Supplied data
################

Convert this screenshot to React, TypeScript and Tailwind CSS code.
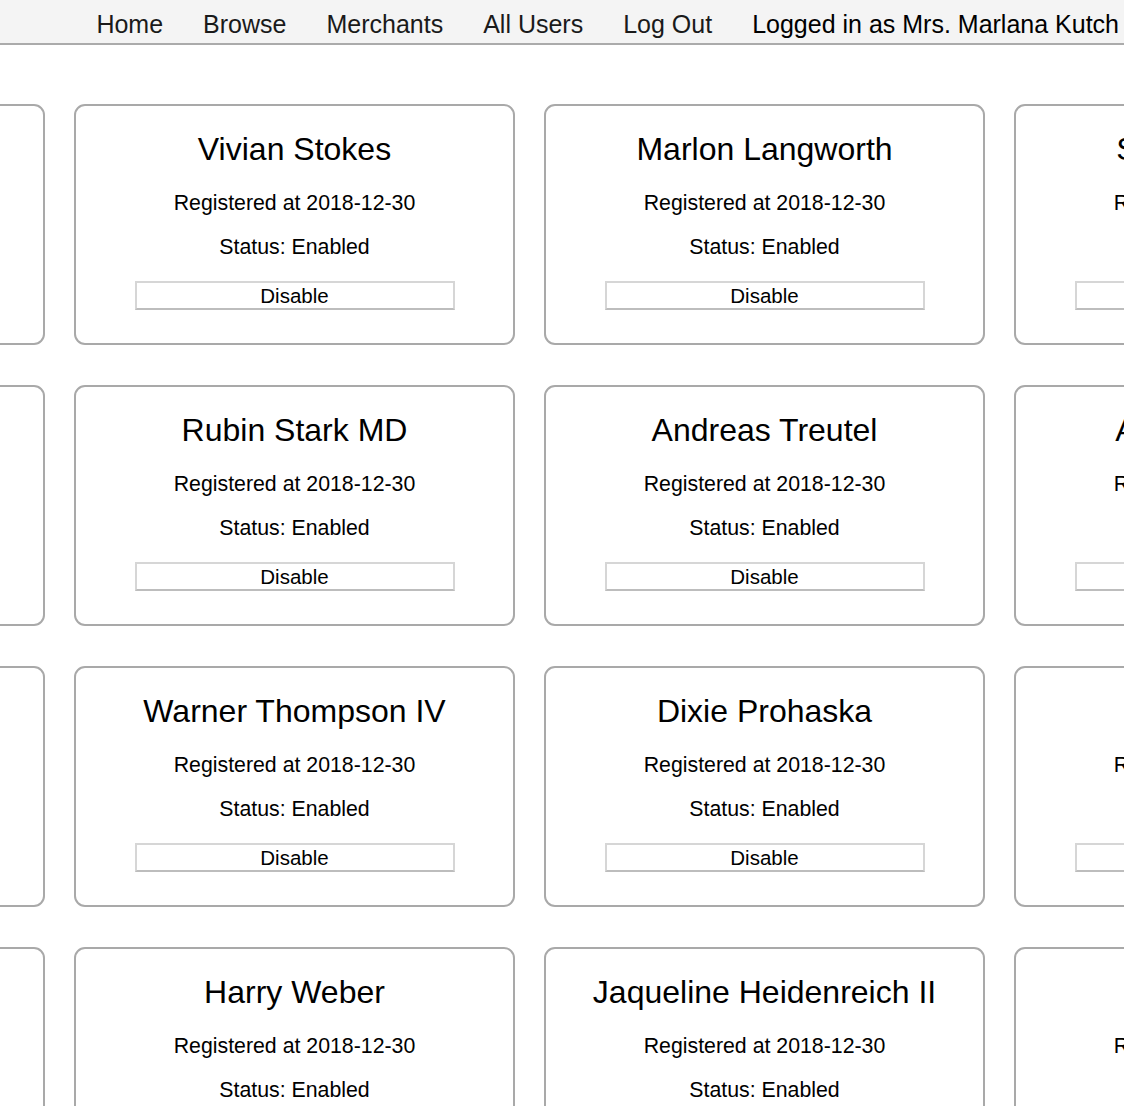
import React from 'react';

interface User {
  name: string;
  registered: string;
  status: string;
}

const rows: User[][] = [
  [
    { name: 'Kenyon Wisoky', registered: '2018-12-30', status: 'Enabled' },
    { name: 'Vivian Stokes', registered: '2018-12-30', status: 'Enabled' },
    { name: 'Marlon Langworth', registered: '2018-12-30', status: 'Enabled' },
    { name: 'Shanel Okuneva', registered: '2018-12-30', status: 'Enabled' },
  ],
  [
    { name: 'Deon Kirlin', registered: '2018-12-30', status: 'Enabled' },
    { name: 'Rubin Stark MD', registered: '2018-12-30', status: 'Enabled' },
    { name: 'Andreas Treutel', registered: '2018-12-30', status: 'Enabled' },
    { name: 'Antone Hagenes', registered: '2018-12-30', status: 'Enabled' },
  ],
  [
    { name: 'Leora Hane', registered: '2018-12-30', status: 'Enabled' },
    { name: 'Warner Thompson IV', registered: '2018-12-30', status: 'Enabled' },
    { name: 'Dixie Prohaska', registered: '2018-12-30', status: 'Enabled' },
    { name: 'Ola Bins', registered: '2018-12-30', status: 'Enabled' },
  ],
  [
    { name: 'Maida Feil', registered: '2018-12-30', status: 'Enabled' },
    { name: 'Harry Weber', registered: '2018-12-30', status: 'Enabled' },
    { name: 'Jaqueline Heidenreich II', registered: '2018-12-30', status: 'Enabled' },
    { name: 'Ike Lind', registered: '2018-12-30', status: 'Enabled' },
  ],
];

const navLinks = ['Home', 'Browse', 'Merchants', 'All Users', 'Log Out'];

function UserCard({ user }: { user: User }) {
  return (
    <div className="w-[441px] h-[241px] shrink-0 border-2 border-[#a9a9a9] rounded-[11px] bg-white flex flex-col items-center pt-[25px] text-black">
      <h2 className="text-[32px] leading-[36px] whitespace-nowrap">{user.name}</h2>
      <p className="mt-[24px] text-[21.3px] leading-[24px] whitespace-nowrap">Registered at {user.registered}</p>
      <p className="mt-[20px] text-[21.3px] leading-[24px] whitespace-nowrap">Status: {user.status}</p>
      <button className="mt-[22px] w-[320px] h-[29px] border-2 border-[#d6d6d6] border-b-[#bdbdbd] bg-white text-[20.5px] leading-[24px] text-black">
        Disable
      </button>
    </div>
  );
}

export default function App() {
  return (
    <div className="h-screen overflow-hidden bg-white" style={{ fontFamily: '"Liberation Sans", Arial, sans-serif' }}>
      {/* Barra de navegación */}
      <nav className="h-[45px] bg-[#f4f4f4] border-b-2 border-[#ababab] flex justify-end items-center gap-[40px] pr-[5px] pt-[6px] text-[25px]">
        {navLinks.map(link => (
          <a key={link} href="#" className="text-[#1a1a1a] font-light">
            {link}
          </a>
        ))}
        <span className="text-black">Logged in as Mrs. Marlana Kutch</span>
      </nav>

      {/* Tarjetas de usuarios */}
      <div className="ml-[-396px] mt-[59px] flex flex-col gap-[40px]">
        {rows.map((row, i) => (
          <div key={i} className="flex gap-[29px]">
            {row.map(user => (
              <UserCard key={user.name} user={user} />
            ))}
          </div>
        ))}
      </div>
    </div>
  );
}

################

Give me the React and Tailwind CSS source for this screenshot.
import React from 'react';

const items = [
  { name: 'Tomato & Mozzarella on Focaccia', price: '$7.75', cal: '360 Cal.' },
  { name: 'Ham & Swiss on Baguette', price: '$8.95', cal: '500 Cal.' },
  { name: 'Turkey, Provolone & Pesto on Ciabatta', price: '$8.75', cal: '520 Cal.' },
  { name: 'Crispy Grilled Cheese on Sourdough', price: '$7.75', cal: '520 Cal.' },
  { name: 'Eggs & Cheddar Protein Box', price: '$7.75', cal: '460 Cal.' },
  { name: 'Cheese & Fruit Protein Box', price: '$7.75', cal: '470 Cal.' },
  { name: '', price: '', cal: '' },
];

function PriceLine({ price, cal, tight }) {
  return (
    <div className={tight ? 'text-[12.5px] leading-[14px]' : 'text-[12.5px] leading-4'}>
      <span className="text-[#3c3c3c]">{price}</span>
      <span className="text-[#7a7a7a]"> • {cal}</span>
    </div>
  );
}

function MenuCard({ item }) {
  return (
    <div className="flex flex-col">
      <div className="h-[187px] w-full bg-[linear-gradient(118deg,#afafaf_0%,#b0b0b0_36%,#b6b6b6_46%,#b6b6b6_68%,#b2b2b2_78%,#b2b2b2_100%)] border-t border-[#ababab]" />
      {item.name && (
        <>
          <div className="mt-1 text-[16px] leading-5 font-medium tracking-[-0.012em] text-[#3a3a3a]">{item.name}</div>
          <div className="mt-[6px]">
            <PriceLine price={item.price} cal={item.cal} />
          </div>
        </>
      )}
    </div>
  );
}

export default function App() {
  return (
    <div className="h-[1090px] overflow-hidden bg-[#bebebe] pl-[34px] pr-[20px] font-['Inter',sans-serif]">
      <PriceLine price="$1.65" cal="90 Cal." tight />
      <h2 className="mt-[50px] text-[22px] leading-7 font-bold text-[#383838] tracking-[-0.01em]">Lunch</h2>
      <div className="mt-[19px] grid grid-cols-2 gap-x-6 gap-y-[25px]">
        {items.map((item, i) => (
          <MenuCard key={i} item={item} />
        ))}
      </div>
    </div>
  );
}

################

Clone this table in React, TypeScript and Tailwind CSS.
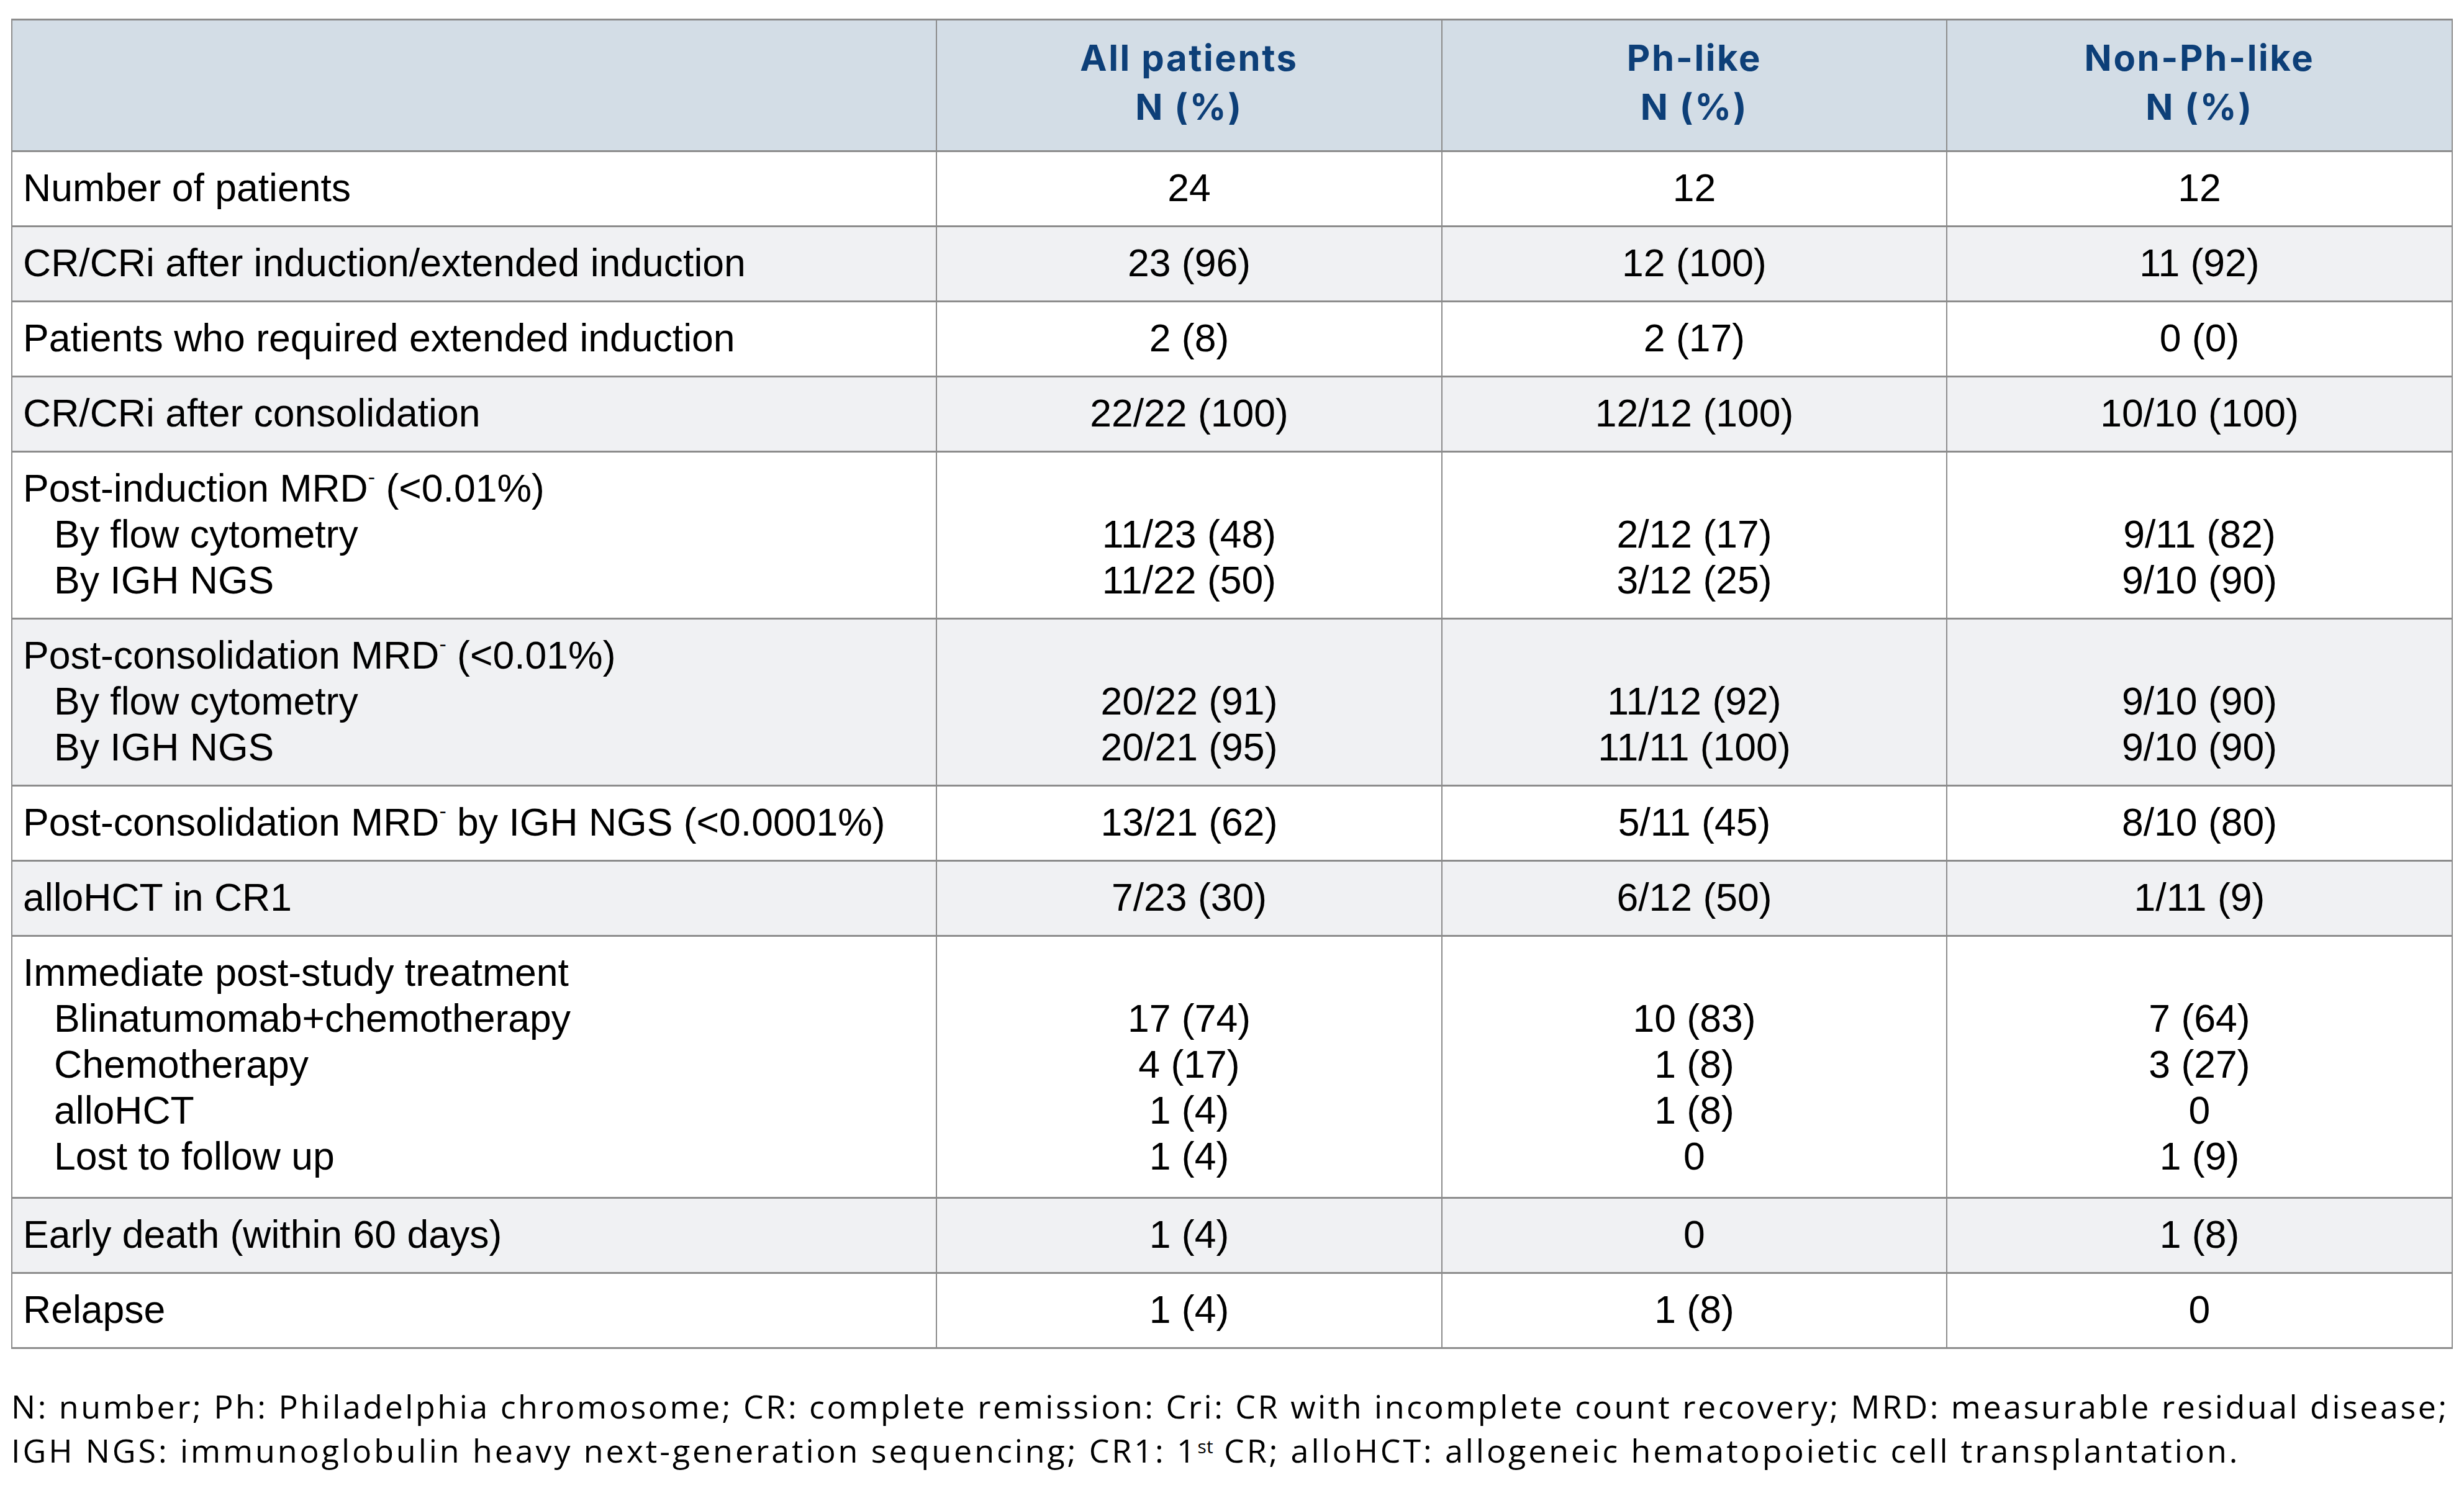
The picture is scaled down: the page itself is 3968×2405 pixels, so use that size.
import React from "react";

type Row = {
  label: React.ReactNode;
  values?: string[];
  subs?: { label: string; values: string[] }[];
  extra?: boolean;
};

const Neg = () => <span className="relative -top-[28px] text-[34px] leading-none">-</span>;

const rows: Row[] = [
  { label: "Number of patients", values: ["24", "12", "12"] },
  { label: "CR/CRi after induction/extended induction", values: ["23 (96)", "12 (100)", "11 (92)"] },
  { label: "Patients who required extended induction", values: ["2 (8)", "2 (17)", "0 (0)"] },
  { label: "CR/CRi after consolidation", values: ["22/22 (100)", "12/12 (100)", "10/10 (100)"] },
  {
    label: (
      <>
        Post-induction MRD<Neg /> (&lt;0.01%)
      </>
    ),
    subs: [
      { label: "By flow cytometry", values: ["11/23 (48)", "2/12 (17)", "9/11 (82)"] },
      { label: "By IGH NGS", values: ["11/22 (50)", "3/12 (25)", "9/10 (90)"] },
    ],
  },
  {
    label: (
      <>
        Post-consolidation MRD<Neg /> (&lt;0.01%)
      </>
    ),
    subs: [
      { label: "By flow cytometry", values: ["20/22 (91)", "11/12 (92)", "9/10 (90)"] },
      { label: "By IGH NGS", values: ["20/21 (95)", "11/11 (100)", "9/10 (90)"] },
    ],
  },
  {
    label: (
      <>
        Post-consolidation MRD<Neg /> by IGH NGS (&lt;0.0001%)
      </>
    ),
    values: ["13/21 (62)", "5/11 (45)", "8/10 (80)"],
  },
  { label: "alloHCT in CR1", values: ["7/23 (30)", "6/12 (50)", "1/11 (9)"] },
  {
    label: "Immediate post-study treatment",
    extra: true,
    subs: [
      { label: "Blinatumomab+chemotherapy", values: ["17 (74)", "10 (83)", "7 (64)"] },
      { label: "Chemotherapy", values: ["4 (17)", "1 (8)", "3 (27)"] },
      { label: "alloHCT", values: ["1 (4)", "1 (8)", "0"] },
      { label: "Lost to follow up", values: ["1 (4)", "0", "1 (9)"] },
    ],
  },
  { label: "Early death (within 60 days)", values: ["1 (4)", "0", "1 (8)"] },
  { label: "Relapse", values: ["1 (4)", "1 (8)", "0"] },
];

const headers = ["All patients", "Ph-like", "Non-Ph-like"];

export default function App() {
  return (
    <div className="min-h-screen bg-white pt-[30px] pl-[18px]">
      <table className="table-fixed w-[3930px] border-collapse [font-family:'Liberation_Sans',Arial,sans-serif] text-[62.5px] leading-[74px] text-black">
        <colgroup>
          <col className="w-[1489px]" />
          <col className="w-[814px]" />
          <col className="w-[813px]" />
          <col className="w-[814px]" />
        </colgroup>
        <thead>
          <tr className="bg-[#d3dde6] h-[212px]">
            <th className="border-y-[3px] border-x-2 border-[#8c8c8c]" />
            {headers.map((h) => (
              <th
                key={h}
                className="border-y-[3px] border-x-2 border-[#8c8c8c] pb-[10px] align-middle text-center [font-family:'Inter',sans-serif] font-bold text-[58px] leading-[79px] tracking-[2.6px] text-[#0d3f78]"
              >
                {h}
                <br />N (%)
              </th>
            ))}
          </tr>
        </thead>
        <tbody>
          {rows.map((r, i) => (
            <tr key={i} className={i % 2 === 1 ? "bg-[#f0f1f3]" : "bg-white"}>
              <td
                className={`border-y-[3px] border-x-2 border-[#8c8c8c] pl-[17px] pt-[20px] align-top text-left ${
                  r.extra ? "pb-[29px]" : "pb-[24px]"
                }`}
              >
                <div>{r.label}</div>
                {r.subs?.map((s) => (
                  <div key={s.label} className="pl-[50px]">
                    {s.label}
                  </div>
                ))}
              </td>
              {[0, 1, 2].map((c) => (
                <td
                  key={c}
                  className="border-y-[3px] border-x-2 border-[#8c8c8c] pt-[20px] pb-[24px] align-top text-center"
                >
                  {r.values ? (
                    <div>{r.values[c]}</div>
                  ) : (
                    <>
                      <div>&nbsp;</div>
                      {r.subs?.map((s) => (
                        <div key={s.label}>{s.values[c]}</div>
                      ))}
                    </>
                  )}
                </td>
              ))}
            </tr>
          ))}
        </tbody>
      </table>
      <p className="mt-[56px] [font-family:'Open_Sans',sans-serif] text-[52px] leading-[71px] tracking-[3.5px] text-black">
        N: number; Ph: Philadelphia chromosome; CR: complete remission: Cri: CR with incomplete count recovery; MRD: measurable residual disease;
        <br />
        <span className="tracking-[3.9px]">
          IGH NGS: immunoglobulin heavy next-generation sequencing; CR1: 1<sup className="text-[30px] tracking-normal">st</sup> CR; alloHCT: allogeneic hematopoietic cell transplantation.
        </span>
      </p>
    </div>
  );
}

################

What the task asks
Using the listing above, repeat word for word each line from the one with "Clone this table" down to the one with "const Neg = ()", both included. Omit all pictures.

Task response
Clone this table in React, TypeScript and Tailwind CSS.
The picture is scaled down: the page itself is 3968×2405 pixels, so use that size.
import React from "react";

type Row = {
  label: React.ReactNode;
  values?: string[];
  subs?: { label: string; values: string[] }[];
  extra?: boolean;
};

const Neg = () => <span className="relative -top-[28px] text-[34px] leading-none">-</span>;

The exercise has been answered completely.